**Work to complete**
Only the pictures are left out: repeat the rest of the entries exactly.
::::
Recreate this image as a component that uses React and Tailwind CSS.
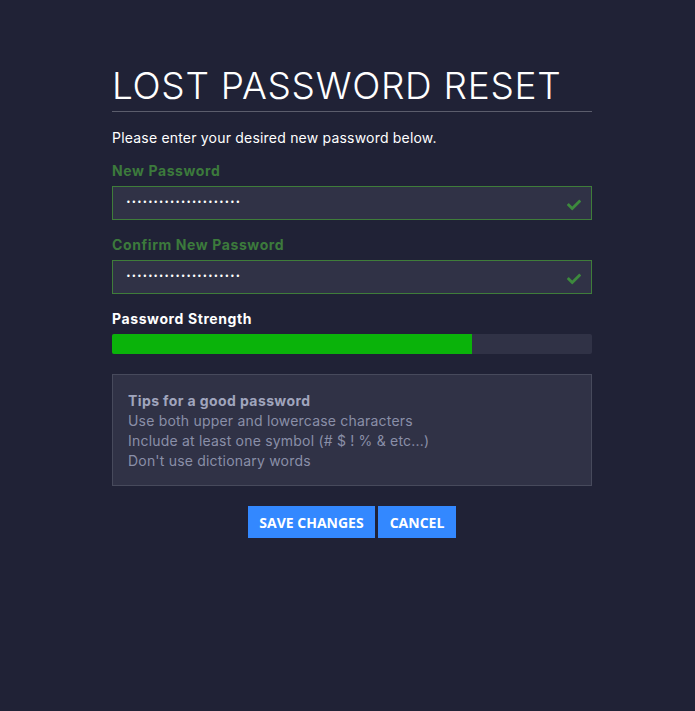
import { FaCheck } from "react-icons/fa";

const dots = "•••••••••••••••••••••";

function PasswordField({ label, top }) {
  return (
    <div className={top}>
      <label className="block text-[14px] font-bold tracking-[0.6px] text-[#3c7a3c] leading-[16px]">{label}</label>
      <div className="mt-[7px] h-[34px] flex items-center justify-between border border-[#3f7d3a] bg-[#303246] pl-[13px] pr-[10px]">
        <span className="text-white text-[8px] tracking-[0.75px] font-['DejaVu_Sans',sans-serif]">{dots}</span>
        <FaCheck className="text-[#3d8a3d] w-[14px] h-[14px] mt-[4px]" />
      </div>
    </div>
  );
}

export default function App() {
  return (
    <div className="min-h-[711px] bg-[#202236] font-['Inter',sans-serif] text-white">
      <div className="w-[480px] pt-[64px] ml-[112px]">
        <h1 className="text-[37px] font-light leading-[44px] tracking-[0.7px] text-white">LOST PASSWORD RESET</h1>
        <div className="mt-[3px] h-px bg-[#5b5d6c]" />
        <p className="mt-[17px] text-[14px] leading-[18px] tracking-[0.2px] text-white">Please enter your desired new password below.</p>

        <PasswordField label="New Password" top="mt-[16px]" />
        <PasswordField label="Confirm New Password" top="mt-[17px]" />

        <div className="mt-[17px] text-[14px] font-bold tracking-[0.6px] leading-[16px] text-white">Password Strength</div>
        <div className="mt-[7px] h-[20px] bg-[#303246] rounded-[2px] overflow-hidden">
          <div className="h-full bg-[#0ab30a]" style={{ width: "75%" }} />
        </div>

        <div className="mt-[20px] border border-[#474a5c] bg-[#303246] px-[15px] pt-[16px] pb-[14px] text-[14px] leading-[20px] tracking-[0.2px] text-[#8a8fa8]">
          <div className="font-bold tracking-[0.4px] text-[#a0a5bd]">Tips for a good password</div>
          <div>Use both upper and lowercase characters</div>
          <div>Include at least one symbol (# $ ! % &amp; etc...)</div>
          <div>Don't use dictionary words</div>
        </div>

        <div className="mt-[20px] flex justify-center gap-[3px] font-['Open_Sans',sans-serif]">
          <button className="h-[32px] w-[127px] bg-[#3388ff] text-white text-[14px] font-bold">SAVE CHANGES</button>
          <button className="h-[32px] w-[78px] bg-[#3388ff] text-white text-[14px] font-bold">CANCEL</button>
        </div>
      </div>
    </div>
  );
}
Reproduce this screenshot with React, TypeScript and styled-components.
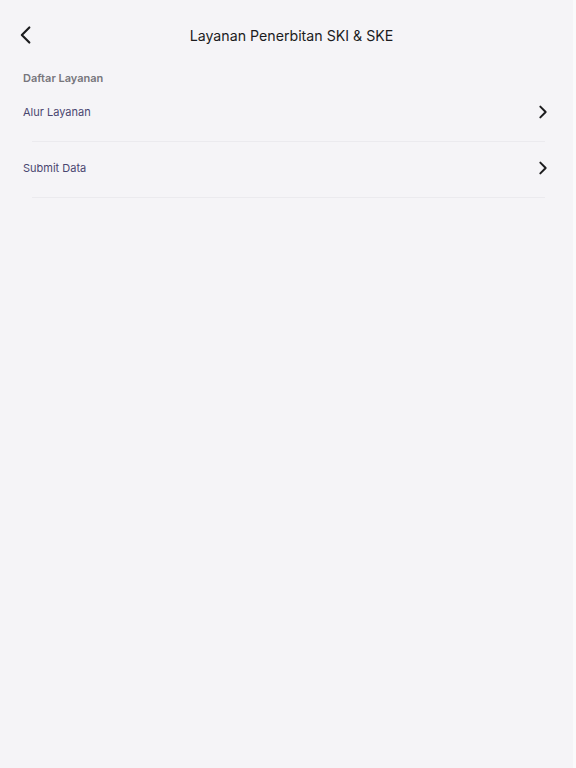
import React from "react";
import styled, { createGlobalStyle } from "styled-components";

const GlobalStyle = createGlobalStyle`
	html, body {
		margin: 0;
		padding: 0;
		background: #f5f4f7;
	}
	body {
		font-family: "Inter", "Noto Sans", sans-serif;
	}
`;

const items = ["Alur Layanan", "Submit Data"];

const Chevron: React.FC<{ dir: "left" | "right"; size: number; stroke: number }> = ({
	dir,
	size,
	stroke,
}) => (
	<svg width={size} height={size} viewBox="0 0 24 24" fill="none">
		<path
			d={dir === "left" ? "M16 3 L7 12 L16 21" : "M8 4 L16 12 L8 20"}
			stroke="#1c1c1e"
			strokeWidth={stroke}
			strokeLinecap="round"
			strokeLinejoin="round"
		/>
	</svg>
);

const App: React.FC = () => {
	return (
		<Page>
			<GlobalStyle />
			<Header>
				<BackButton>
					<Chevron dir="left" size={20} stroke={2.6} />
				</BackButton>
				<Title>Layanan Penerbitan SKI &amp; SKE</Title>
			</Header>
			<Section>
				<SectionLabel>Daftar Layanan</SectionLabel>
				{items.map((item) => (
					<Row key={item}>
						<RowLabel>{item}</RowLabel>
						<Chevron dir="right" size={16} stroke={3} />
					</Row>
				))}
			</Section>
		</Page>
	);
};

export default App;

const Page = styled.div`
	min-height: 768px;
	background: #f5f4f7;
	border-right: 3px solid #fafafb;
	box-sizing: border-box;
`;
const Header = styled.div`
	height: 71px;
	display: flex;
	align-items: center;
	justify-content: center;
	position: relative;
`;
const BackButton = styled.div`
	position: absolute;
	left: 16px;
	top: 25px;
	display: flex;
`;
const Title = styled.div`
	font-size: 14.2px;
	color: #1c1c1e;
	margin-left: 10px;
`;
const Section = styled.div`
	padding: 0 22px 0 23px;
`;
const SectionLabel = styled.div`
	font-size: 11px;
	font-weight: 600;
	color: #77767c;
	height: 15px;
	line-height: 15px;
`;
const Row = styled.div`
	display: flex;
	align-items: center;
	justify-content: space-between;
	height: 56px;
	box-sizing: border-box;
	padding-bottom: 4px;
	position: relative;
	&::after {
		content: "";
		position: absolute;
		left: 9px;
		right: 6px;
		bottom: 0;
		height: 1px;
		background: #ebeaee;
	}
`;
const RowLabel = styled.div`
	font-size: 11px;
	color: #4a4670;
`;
::::
**Exercise solution**
Recreate this image as a component that uses React and Tailwind CSS.
import { FaCheck } from "react-icons/fa";

const dots = "•••••••••••••••••••••";

function PasswordField({ label, top }) {
  return (
    <div className={top}>
      <label className="block text-[14px] font-bold tracking-[0.6px] text-[#3c7a3c] leading-[16px]">{label}</label>
      <div className="mt-[7px] h-[34px] flex items-center justify-between border border-[#3f7d3a] bg-[#303246] pl-[13px] pr-[10px]">
        <span className="text-white text-[8px] tracking-[0.75px] font-['DejaVu_Sans',sans-serif]">{dots}</span>
        <FaCheck className="text-[#3d8a3d] w-[14px] h-[14px] mt-[4px]" />
      </div>
    </div>
  );
}

export default function App() {
  return (
    <div className="min-h-[711px] bg-[#202236] font-['Inter',sans-serif] text-white">
      <div className="w-[480px] pt-[64px] ml-[112px]">
        <h1 className="text-[37px] font-light leading-[44px] tracking-[0.7px] text-white">LOST PASSWORD RESET</h1>
        <div className="mt-[3px] h-px bg-[#5b5d6c]" />
        <p className="mt-[17px] text-[14px] leading-[18px] tracking-[0.2px] text-white">Please enter your desired new password below.</p>

        <PasswordField label="New Password" top="mt-[16px]" />
        <PasswordField label="Confirm New Password" top="mt-[17px]" />

        <div className="mt-[17px] text-[14px] font-bold tracking-[0.6px] leading-[16px] text-white">Password Strength</div>
        <div className="mt-[7px] h-[20px] bg-[#303246] rounded-[2px] overflow-hidden">
          <div className="h-full bg-[#0ab30a]" style={{ width: "75%" }} />
        </div>

        <div className="mt-[20px] border border-[#474a5c] bg-[#303246] px-[15px] pt-[16px] pb-[14px] text-[14px] leading-[20px] tracking-[0.2px] text-[#8a8fa8]">
          <div className="font-bold tracking-[0.4px] text-[#a0a5bd]">Tips for a good password</div>
          <div>Use both upper and lowercase characters</div>
          <div>Include at least one symbol (# $ ! % &amp; etc...)</div>
          <div>Don't use dictionary words</div>
        </div>

        <div className="mt-[20px] flex justify-center gap-[3px] font-['Open_Sans',sans-serif]">
          <button className="h-[32px] w-[127px] bg-[#3388ff] text-white text-[14px] font-bold">SAVE CHANGES</button>
          <button className="h-[32px] w-[78px] bg-[#3388ff] text-white text-[14px] font-bold">CANCEL</button>
        </div>
      </div>
    </div>
  );
}
Reproduce this screenshot with React, TypeScript and styled-components.
import React from "react";
import styled, { createGlobalStyle } from "styled-components";

const GlobalStyle = createGlobalStyle`
	html, body {
		margin: 0;
		padding: 0;
		background: #f5f4f7;
	}
	body {
		font-family: "Inter", "Noto Sans", sans-serif;
	}
`;

const items = ["Alur Layanan", "Submit Data"];

const Chevron: React.FC<{ dir: "left" | "right"; size: number; stroke: number }> = ({
	dir,
	size,
	stroke,
}) => (
	<svg width={size} height={size} viewBox="0 0 24 24" fill="none">
		<path
			d={dir === "left" ? "M16 3 L7 12 L16 21" : "M8 4 L16 12 L8 20"}
			stroke="#1c1c1e"
			strokeWidth={stroke}
			strokeLinecap="round"
			strokeLinejoin="round"
		/>
	</svg>
);

const App: React.FC = () => {
	return (
		<Page>
			<GlobalStyle />
			<Header>
				<BackButton>
					<Chevron dir="left" size={20} stroke={2.6} />
				</BackButton>
				<Title>Layanan Penerbitan SKI &amp; SKE</Title>
			</Header>
			<Section>
				<SectionLabel>Daftar Layanan</SectionLabel>
				{items.map((item) => (
					<Row key={item}>
						<RowLabel>{item}</RowLabel>
						<Chevron dir="right" size={16} stroke={3} />
					</Row>
				))}
			</Section>
		</Page>
	);
};

export default App;

const Page = styled.div`
	min-height: 768px;
	background: #f5f4f7;
	border-right: 3px solid #fafafb;
	box-sizing: border-box;
`;
const Header = styled.div`
	height: 71px;
	display: flex;
	align-items: center;
	justify-content: center;
	position: relative;
`;
const BackButton = styled.div`
	position: absolute;
	left: 16px;
	top: 25px;
	display: flex;
`;
const Title = styled.div`
	font-size: 14.2px;
	color: #1c1c1e;
	margin-left: 10px;
`;
const Section = styled.div`
	padding: 0 22px 0 23px;
`;
const SectionLabel = styled.div`
	font-size: 11px;
	font-weight: 600;
	color: #77767c;
	height: 15px;
	line-height: 15px;
`;
const Row = styled.div`
	display: flex;
	align-items: center;
	justify-content: space-between;
	height: 56px;
	box-sizing: border-box;
	padding-bottom: 4px;
	position: relative;
	&::after {
		content: "";
		position: absolute;
		left: 9px;
		right: 6px;
		bottom: 0;
		height: 1px;
		background: #ebeaee;
	}
`;
const RowLabel = styled.div`
	font-size: 11px;
	color: #4a4670;
`;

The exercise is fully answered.